[Web page code records]
[start]

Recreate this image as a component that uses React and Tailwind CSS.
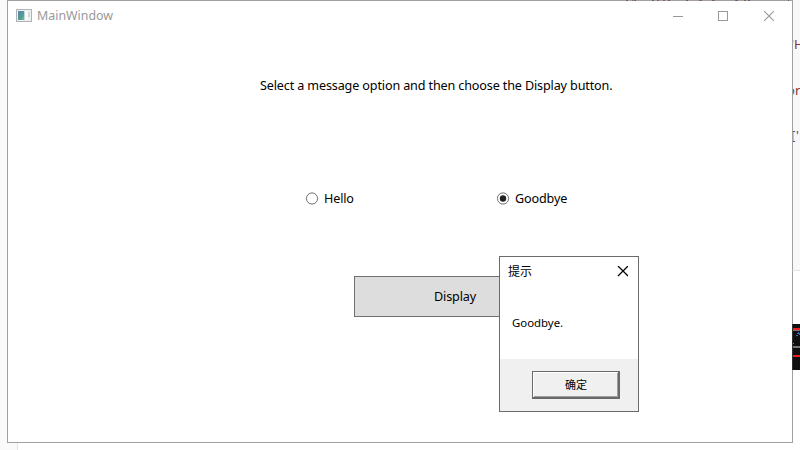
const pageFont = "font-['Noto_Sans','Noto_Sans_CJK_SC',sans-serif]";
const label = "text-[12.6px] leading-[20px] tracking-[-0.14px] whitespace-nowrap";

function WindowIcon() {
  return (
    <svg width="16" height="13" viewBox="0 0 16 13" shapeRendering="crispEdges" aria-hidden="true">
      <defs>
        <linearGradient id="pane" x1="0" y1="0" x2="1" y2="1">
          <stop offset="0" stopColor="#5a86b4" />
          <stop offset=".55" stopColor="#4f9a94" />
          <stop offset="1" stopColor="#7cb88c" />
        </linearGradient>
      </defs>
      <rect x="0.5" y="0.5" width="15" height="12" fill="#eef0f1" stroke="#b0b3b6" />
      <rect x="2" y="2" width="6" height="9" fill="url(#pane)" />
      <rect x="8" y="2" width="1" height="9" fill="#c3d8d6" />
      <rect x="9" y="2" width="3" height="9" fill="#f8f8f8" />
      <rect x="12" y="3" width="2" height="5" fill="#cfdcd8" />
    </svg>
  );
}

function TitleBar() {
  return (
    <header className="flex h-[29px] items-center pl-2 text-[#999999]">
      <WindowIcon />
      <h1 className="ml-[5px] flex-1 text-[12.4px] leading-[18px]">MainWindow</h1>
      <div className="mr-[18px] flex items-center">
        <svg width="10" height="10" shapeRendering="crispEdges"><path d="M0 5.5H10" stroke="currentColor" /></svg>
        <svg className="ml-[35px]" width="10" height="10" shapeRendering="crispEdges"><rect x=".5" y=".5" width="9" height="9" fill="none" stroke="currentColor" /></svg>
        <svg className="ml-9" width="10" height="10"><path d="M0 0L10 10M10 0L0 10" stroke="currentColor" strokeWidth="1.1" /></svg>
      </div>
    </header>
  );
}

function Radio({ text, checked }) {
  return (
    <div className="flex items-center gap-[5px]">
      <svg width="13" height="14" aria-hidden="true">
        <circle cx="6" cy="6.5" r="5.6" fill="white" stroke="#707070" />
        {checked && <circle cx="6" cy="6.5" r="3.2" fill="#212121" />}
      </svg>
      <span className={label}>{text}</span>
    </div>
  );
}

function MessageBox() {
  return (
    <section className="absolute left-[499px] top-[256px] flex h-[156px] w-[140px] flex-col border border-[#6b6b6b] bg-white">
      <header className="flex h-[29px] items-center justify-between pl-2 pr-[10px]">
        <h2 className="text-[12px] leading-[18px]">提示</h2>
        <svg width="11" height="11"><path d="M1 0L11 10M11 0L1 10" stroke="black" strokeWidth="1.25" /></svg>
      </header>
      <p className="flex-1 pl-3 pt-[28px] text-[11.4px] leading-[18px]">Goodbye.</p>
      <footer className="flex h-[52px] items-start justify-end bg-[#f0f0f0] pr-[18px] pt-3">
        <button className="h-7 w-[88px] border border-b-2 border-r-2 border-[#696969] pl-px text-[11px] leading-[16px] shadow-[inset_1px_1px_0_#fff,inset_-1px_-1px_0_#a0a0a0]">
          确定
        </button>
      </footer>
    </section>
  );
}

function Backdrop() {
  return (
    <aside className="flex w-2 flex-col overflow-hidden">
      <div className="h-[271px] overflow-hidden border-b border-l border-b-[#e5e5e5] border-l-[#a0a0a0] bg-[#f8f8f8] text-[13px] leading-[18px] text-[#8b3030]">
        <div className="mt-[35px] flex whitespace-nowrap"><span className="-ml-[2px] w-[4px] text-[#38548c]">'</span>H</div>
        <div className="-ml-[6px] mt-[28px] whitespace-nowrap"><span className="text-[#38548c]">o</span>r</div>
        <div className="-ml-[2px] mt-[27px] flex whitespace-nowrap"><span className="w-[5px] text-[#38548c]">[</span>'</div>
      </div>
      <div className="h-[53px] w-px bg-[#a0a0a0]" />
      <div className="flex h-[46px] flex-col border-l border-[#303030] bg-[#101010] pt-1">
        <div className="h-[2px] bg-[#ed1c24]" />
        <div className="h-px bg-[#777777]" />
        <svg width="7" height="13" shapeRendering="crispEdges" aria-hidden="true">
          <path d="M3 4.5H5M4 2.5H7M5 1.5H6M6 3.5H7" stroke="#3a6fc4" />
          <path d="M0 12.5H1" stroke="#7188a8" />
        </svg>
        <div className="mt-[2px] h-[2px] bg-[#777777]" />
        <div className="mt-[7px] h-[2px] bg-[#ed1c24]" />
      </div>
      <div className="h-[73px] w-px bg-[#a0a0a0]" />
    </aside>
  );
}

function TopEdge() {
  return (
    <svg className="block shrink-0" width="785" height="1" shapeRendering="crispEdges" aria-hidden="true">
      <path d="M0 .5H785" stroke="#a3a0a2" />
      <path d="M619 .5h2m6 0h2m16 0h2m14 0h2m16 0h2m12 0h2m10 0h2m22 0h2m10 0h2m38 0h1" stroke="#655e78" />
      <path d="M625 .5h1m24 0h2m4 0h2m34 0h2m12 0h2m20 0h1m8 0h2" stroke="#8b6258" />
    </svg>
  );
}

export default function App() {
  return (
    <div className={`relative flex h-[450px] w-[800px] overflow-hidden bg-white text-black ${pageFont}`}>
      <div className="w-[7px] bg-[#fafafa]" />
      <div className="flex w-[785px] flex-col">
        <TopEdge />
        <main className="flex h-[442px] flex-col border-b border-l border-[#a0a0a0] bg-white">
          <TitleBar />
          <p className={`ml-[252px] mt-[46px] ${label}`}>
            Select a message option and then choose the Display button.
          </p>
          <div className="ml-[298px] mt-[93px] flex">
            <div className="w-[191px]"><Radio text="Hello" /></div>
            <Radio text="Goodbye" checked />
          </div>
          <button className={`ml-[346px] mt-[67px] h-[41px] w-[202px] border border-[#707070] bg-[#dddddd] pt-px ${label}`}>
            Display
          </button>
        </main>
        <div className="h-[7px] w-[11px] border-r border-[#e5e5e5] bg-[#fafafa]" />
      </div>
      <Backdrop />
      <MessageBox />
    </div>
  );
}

[end]
[start]

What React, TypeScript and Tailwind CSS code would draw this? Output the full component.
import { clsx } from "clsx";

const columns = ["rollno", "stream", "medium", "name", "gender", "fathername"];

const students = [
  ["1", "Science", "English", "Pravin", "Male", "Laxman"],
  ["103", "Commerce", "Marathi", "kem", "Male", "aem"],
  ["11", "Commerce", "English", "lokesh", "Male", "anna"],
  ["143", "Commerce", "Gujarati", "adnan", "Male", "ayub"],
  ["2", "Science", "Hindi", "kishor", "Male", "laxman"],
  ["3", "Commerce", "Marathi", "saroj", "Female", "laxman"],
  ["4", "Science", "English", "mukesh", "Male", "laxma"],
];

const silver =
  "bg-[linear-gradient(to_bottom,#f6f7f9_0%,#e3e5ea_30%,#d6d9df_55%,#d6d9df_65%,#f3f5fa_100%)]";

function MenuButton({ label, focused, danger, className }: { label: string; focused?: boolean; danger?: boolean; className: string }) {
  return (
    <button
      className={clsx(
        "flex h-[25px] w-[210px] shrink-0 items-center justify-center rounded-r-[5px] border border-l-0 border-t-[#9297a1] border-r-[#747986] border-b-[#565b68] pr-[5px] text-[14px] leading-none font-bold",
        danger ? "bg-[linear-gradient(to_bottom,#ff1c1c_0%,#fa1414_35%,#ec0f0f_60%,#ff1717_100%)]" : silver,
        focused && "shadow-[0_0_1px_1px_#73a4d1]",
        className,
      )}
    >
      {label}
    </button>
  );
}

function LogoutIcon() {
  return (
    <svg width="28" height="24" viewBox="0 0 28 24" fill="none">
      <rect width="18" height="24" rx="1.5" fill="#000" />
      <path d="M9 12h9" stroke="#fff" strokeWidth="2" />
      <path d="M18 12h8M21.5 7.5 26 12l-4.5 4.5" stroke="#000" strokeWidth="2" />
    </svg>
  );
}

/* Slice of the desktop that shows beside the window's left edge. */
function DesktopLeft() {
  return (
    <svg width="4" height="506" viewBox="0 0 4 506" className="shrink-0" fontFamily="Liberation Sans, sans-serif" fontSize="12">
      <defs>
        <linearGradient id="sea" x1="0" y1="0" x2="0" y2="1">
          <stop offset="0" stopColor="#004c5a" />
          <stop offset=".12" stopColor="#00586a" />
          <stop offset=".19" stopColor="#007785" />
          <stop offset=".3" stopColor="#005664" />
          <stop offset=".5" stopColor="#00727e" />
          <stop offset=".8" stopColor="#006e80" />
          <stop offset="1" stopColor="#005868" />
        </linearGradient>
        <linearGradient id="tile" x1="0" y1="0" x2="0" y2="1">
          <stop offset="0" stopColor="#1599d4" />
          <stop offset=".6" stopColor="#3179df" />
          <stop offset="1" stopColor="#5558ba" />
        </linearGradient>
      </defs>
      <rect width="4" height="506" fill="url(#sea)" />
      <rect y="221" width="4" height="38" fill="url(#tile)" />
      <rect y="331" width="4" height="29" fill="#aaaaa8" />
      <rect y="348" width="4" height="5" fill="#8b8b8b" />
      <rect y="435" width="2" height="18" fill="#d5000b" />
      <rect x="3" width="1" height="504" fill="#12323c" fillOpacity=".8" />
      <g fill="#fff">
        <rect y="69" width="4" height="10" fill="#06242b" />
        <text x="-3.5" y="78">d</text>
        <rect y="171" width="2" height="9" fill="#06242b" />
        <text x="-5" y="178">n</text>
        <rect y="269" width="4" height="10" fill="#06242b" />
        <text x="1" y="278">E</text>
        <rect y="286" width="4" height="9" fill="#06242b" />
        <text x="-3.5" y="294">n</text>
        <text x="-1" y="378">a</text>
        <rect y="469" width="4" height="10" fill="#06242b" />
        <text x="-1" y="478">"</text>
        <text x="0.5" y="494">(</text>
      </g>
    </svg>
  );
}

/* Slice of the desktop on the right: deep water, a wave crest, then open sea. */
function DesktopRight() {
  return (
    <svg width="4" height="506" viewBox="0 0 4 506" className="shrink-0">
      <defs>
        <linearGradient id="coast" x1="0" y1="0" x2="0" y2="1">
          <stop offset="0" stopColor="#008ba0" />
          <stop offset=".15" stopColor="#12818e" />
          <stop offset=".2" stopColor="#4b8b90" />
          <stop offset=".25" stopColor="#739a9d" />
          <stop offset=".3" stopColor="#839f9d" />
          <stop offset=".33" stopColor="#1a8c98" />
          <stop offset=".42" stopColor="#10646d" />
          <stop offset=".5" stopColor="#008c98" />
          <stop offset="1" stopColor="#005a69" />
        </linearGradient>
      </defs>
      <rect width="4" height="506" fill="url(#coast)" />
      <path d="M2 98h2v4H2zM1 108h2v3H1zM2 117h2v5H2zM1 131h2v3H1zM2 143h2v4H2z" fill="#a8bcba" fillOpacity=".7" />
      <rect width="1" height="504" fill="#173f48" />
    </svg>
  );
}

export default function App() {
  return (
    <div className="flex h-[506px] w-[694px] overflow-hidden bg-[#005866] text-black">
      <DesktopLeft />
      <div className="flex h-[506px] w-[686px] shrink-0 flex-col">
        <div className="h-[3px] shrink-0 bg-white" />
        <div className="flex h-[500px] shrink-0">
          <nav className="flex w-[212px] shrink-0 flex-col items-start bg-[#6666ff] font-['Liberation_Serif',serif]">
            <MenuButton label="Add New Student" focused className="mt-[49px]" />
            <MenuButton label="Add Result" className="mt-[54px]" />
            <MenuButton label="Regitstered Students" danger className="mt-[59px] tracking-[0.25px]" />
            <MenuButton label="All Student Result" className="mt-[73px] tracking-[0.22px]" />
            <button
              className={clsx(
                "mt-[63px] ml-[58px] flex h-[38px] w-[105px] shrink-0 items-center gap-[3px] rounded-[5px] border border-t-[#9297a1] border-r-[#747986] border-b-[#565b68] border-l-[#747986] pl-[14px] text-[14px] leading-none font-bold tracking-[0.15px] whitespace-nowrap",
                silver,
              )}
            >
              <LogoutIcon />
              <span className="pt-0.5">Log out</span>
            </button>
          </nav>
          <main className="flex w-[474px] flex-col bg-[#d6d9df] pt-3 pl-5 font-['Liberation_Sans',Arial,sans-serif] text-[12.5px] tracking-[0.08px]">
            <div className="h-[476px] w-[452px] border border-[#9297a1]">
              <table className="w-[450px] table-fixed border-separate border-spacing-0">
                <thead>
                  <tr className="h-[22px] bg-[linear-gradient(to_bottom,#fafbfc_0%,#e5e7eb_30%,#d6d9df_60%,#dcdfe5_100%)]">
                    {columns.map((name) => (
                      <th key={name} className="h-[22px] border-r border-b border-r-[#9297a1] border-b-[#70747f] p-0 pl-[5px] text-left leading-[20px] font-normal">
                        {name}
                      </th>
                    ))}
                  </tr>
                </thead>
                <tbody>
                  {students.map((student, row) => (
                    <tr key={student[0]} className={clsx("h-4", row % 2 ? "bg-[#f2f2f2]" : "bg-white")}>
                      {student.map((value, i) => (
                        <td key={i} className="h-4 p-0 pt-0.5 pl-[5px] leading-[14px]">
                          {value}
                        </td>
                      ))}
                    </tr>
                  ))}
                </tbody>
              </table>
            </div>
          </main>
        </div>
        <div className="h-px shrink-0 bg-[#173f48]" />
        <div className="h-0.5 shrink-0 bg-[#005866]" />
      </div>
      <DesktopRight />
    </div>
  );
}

[end]
[start]

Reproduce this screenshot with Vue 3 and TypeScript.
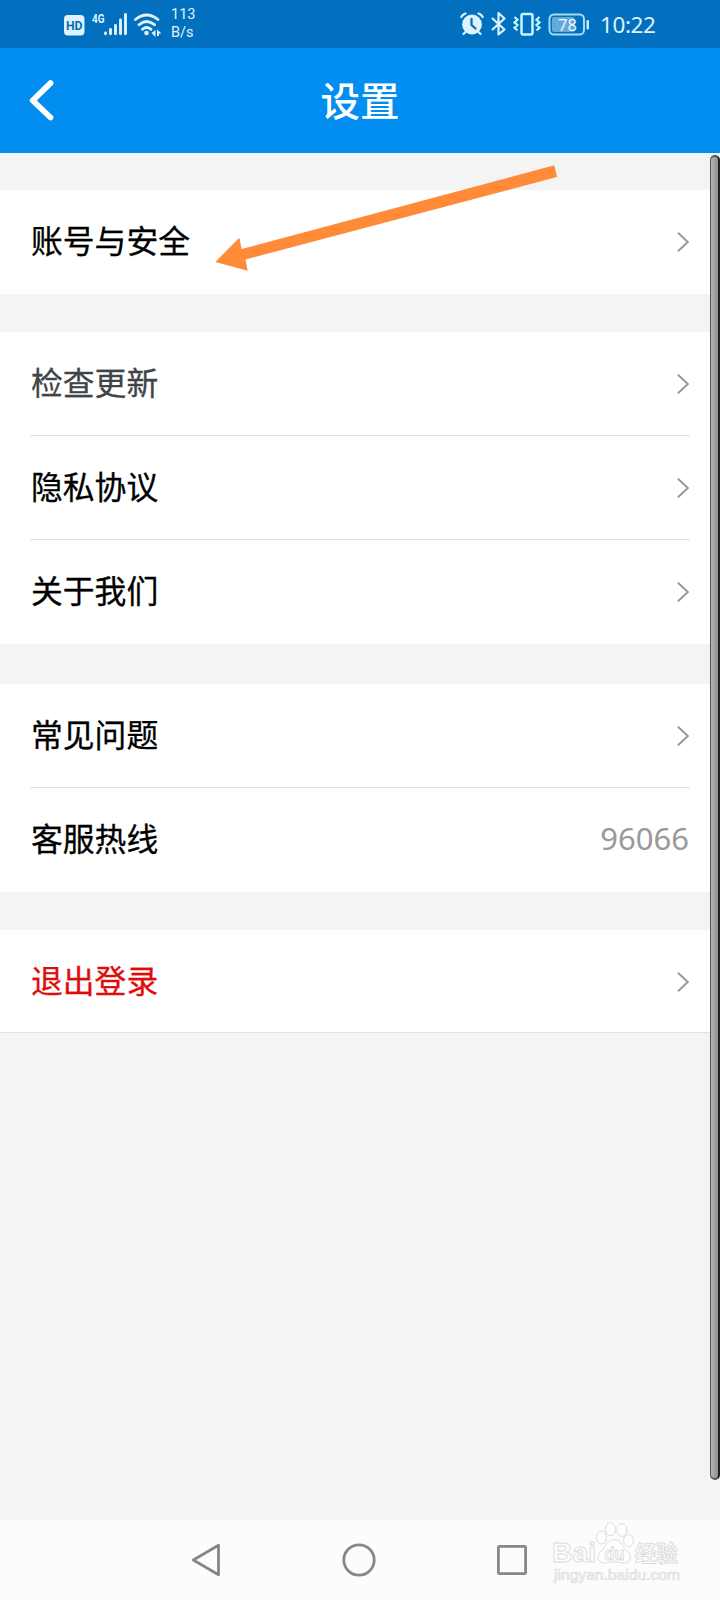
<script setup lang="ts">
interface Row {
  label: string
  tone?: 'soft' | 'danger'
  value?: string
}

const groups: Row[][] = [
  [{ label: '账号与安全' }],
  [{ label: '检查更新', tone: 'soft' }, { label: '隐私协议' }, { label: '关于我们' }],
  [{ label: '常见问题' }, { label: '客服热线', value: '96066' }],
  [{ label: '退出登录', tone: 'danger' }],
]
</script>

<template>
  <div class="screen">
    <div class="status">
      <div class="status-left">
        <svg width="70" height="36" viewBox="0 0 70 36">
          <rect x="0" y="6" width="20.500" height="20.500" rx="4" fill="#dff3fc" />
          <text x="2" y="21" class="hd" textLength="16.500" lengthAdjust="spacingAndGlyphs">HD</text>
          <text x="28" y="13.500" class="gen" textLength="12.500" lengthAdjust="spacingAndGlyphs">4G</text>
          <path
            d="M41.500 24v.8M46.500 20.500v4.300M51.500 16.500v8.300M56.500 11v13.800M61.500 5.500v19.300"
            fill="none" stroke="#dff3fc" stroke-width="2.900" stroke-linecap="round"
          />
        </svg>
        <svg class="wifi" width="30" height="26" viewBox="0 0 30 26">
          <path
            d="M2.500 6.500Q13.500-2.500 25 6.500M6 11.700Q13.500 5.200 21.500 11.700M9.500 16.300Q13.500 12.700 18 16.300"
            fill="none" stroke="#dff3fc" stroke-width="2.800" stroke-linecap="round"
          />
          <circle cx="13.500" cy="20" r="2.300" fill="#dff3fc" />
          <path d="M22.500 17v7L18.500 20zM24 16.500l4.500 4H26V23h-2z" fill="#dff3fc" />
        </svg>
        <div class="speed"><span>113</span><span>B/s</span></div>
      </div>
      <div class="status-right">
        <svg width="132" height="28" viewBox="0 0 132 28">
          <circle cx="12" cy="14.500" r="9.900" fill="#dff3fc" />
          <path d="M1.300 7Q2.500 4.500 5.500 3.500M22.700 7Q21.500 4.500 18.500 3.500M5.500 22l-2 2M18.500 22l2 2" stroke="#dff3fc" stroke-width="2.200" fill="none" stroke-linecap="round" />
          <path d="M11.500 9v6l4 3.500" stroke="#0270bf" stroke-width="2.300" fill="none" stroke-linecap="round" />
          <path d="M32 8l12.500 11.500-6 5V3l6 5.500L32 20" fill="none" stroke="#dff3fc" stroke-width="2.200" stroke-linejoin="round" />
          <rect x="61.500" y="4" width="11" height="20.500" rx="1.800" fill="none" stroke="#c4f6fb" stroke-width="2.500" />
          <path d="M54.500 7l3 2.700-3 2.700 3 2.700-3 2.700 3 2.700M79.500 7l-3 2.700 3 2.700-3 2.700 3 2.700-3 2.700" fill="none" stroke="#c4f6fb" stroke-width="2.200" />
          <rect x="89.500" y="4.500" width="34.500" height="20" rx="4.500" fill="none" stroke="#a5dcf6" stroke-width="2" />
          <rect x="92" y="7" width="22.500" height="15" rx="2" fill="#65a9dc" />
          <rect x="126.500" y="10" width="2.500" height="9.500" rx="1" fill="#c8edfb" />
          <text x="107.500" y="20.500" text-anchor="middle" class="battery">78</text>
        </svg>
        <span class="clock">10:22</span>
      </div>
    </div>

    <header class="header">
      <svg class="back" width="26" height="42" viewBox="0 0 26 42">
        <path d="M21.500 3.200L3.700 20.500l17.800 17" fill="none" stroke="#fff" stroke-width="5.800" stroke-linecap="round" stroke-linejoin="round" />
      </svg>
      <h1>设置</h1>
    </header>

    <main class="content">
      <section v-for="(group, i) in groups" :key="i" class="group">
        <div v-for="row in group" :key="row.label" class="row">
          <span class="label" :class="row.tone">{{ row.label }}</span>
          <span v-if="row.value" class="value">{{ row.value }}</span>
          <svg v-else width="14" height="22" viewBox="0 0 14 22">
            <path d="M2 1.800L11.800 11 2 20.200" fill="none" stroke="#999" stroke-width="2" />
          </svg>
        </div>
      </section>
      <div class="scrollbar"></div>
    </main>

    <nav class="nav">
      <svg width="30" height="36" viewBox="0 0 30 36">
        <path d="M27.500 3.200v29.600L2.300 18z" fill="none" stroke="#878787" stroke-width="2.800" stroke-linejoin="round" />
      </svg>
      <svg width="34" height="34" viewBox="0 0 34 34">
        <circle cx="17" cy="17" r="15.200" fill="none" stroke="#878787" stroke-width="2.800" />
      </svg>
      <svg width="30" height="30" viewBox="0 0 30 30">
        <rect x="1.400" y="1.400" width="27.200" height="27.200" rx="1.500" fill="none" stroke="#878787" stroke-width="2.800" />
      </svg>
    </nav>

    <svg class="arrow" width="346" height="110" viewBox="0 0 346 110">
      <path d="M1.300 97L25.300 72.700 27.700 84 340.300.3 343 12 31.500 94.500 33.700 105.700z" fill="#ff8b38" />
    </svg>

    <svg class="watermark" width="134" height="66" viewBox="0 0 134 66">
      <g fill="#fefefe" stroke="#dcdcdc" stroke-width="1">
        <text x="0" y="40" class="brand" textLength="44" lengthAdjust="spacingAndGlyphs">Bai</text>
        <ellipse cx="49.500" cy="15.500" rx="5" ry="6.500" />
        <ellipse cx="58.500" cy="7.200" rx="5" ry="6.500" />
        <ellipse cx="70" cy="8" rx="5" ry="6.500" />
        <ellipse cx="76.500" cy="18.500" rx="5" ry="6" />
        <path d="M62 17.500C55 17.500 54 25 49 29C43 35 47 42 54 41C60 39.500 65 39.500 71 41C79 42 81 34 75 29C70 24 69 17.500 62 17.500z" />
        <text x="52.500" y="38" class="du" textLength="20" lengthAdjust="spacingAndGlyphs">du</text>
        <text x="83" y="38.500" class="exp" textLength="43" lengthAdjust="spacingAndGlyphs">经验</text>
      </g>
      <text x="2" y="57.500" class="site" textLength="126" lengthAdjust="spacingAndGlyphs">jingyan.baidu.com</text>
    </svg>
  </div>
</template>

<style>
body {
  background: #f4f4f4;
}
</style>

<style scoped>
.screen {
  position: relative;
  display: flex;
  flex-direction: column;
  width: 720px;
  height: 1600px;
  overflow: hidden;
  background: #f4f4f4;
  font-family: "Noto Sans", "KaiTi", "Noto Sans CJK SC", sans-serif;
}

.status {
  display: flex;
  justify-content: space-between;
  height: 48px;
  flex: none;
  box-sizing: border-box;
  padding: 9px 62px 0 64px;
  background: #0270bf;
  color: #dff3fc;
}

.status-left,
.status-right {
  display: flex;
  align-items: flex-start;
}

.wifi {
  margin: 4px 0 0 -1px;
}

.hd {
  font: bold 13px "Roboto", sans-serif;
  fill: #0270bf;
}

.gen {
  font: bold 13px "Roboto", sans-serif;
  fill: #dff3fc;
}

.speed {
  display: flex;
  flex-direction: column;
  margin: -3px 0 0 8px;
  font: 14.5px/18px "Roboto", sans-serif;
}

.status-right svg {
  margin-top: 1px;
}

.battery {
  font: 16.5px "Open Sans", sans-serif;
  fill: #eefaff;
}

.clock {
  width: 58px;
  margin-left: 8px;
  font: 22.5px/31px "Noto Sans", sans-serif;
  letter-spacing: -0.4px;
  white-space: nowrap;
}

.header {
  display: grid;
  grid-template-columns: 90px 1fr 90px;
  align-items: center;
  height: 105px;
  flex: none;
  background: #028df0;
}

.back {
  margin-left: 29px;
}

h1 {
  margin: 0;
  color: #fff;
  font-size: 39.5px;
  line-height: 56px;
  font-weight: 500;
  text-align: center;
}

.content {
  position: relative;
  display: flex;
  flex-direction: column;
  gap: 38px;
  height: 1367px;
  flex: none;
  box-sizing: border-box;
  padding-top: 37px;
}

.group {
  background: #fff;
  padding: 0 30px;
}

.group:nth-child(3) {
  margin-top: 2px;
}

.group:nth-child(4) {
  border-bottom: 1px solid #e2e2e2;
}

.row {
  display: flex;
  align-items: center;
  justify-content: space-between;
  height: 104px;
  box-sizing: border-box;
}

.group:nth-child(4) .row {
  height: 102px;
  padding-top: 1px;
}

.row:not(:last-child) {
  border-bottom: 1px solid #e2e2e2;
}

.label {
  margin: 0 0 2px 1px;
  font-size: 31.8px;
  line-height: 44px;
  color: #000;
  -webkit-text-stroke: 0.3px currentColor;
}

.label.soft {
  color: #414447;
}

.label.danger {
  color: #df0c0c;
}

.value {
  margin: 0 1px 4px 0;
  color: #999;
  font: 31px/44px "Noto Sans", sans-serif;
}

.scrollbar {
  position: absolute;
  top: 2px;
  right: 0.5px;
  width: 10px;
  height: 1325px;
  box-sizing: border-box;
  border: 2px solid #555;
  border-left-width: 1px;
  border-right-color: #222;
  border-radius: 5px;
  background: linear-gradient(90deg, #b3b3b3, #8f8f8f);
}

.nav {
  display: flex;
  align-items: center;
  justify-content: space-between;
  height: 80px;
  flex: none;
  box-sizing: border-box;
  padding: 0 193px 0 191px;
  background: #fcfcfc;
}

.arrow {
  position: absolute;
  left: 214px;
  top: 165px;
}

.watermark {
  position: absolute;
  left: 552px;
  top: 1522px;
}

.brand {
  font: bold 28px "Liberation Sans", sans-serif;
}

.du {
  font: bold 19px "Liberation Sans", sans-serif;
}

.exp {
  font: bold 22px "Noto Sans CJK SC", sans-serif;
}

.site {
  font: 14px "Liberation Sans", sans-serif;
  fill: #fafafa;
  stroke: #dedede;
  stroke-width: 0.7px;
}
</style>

[end]

Find the lines above holding the word "TypeScript" and show them.

What React, TypeScript and Tailwind CSS code would draw this? Output the full component.
Reproduce this screenshot with Vue 3 and TypeScript.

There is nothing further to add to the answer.